In the Face of Death

 

We have faced a lot of death in the last season. A father of five children unexpectedly died one morning preparing his coffee. A grandfather who had faced multiple strokes over the recent years didn't make it out of the hospital from his last one. A 22 year-old Youth Pastor we had raised up, prayed for and sent from our church to do ministry in the East Coast died in a tragic car accident. An 89 year-old, gracious lady died suddenly and unexpectedly after surgery on her broken hip. A citrus-grower-grandfather discovered that the recent chemotherapy hasn't done the job hoped for on the bone cancer, and my grandfather has called in hospice care after his year-long battle with pancreatic cancer. Facing death has run the emotional gamut from painful to disorienting, but I've been most amazed at the resolve and the increase of faith that have come as a result. 

Jesus faced death over the course of his life. His cousin, John the Baptist, was killed by Herod Antipas. His friend, Lazarus, died as the result of a sickness. He spent time in a room with Jairus' dead daughter. He encountered a funeral procession of the son of a widow in the town of Nain. Many scholars assume that his step-father, Joseph, died before Jesus' public ministry began at the age of thirty. Let alone the death that he faced during his own arrest and crucifixion. He truly is “a man of sorrows, acquainted with deepest grief" (Is. 53:3). What did a man so acquainted with death say and do as he stared death in the face?

First, His words, like many a funeral would attest, were powerful. To Lazarus' sister, Martha, he said, "I am the resurrection and the life. Anyone who believes in me will live, even after dying." To Jairus' dead daughter he said, "Little girl, get up!" She did. To the widow grieving the loss of her son he compassionately said, "Don't cry!", and then to the dead son himself he said, "Young man, I tell you, get up!" The son did. Even in the midst of his own, slow, painful death he said only seven recorded statements; two with which he asked for forgiveness for this tormentors and made long-term care arrangements for His grieving mother.
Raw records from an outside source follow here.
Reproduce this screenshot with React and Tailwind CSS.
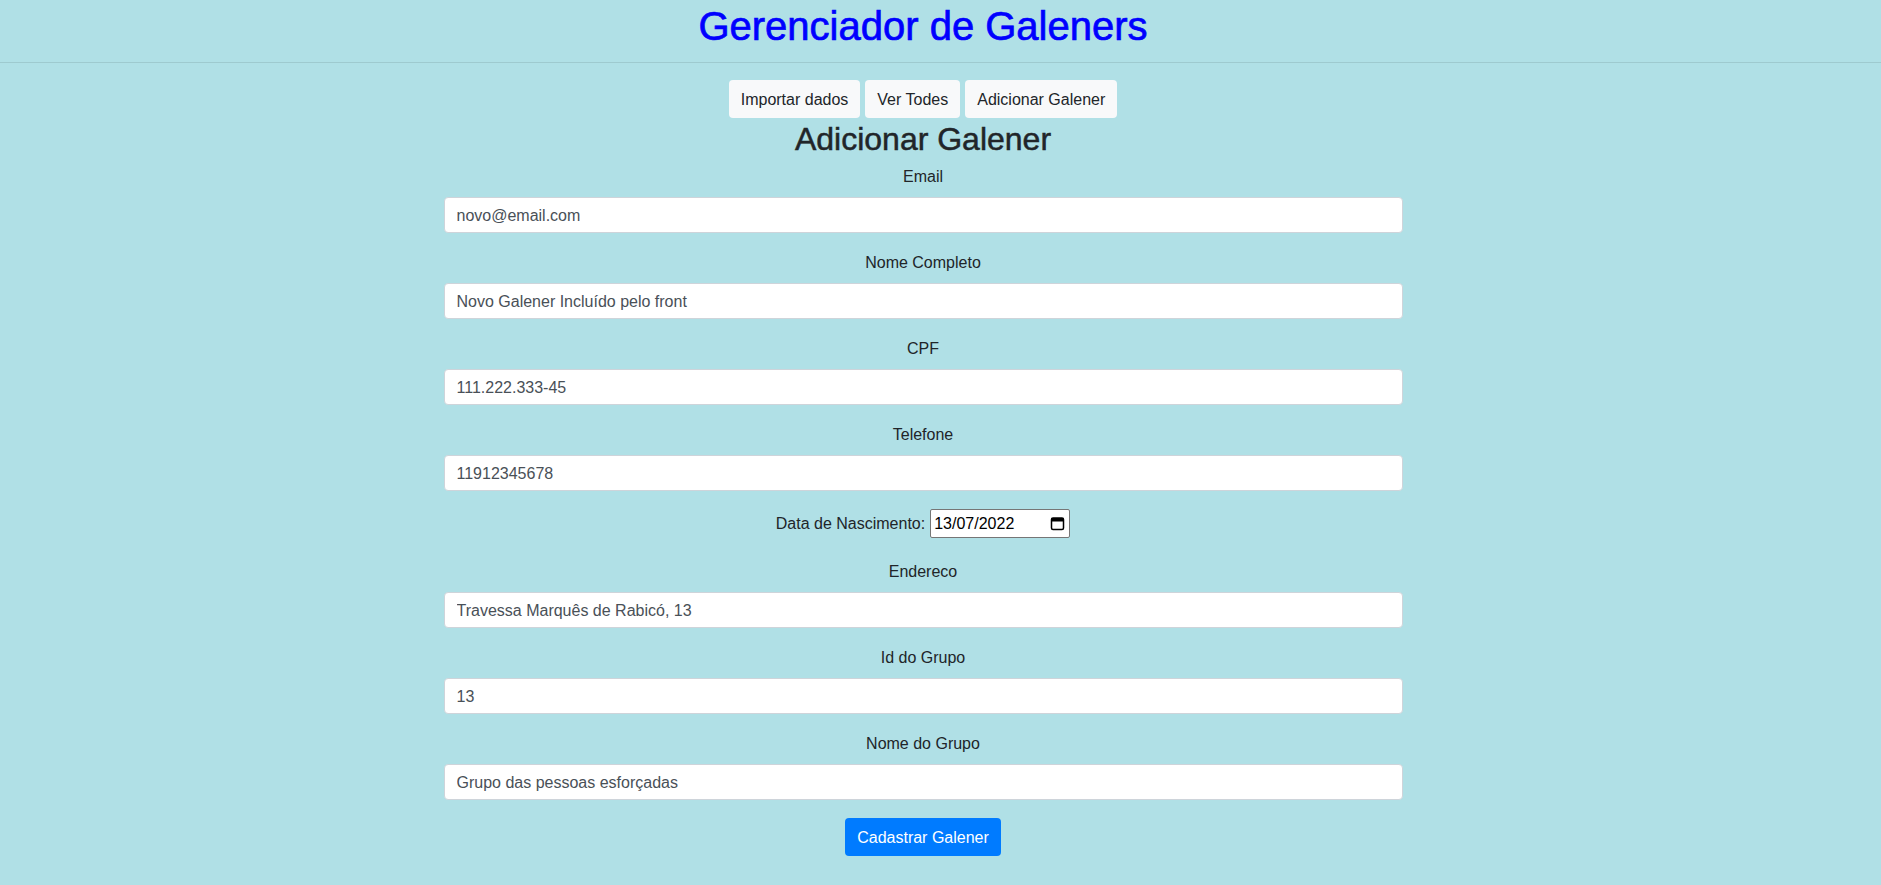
import { useState } from 'react';

const campos = [
  { id: 'email', label: 'Email', valor: 'novo@email.com' },
  { id: 'nome', label: 'Nome Completo', valor: 'Novo Galener Incluído pelo front' },
  { id: 'cpf', label: 'CPF', valor: '111.222.333-45' },
  { id: 'telefone', label: 'Telefone', valor: '11912345678' },
];

const camposGrupo = [
  { id: 'endereco', label: 'Endereco', valor: 'Travessa Marquês de Rabicó, 13' },
  { id: 'idGrupo', label: 'Id do Grupo', valor: '13' },
  { id: 'nomeGrupo', label: 'Nome do Grupo', valor: 'Grupo das pessoas esforçadas' },
];

function Campo({ id, label, valor }) {
  return (
    <div className="mb-[18px]">
      <label htmlFor={id} className="block text-center leading-6 mb-2 text-[#212529]">
        {label}
      </label>
      <input
        id={id}
        defaultValue={valor}
        className="block w-full h-9 pl-3 pr-3 pt-[2px] rounded border border-[#ced4da] bg-white text-[#495057] outline-none"
      />
    </div>
  );
}

function CalendarIcon() {
  return (
    <svg width="15" height="15" viewBox="0 0 15 15" className="shrink-0">
      <rect x="1.5" y="2" width="12" height="11.5" rx="1.5" fill="none" stroke="#000" strokeWidth="1.5" />
      <rect x="1.5" y="2" width="12" height="3.5" fill="#000" />
    </svg>
  );
}

export default function App() {
  const [aba, setAba] = useState('adicionar');

  return (
    <div className="min-h-screen bg-[#b0e0e6] font-['Liberation_Sans',Arial,sans-serif] text-base text-[#212529]">
      <header className="h-[63px] pt-[2px] border-b border-[#9ecacf]">
        <div className="w-[1846px] text-center">
          <h1 className="text-[40px] leading-[48px] text-[#0000ff] [-webkit-text-stroke:0.7px_#0000ff]">
            Gerenciador de Galeners
          </h1>
        </div>
      </header>

      <main className="w-[1846px] flex flex-col items-center pt-[17px]">
        <nav className="flex gap-[5px]">
          {[
            ['importar', 'Importar dados'],
            ['todos', 'Ver Todes'],
            ['adicionar', 'Adicionar Galener'],
          ].map(([chave, texto]) => (
            <button
              key={chave}
              onClick={() => setAba(chave)}
              className="h-[38px] px-3 pt-[2px] rounded bg-[#f8f9fa] text-[#212529] leading-6"
            >
              {texto}
            </button>
          ))}
        </nav>

        <h2 className="text-[32px] leading-[40px] pt-[1px] mb-[6px] text-[#212529] [-webkit-text-stroke:0.5px_#212529]">
          Adicionar Galener
        </h2>

        <form className="w-[959px]" onSubmit={(e) => e.preventDefault()}>
          {campos.map((c) => (
            <Campo key={c.id} {...c} />
          ))}

          <div className="flex justify-center items-center h-[29px] mb-[22px]">
            <label htmlFor="nascimento" className="leading-6 mr-[5px]">Data de Nascimento:</label>
            <div
              id="nascimento"
              className="flex items-center justify-between w-[140px] h-[29px] pl-[3px] pr-[4px] border border-[#767676] rounded-[2px] bg-white text-black"
            >
              <span>13/07/2022</span>
              <CalendarIcon />
            </div>
          </div>

          {camposGrupo.map((c) => (
            <Campo key={c.id} {...c} />
          ))}

          <div className="flex justify-center">
            <button type="submit" className="h-[38px] px-3 pt-[2px] rounded bg-[#007bff] text-white leading-6">
              Cadastrar Galener
            </button>
          </div>
        </form>
      </main>
    </div>
  );
}
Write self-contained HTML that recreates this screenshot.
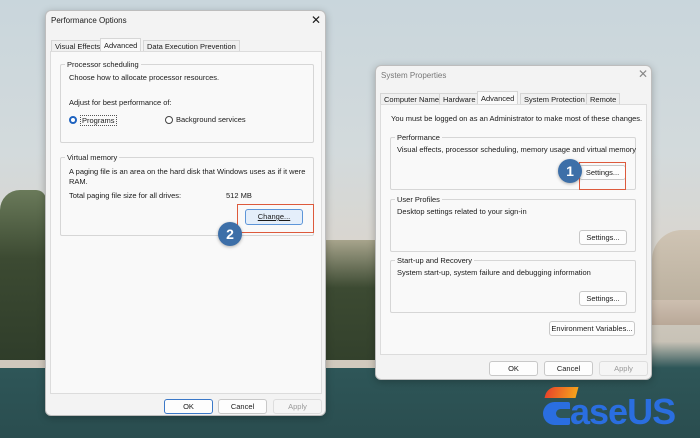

In the face of death, His feet remained resolutely planted in the truth of a greater Life that death could not extinguish and His words sung the melody of the tune of that Life. 

Second, I'm most struck by His responses in the face of death; His deep grief and mourning. When he was told about John the Baptist' death he remained silent and went off, away from the crowds, to be alone, deeply and personally affected. After declaring that He was the resurrection and the life to Lazarus' sister, He wept at the graveside and "a deep anger welled up within Him, and He was deeply troubled" (Jn 11:33). He was moved to reverse the deaths of Jairus' daughter, the widow's son and His friend, Lazarus. And His response in light of His own impending death on the cross? "For the joy set before Him[, He] endured the cross, despising the shame" (Heb. 12:2). And with all that He had he declared the most resolute "It is finished!" that the world has ever seen. 

So, if you find yourself in the face of death, stand with Jesus. Declare with me the truth of the One who has the words of Life. Join me in declaring Life in the face of death. Let us mourn deeply and grieve with those who grieve. May we do something life-giving in the face of death. We will declare together, "Thank God, He gives us victory over sin and death through our Lord Jesus Christ" (1 Cor. 15:57). Jesus, let our resolve deepen and our faith increase as we stare in the face of death together.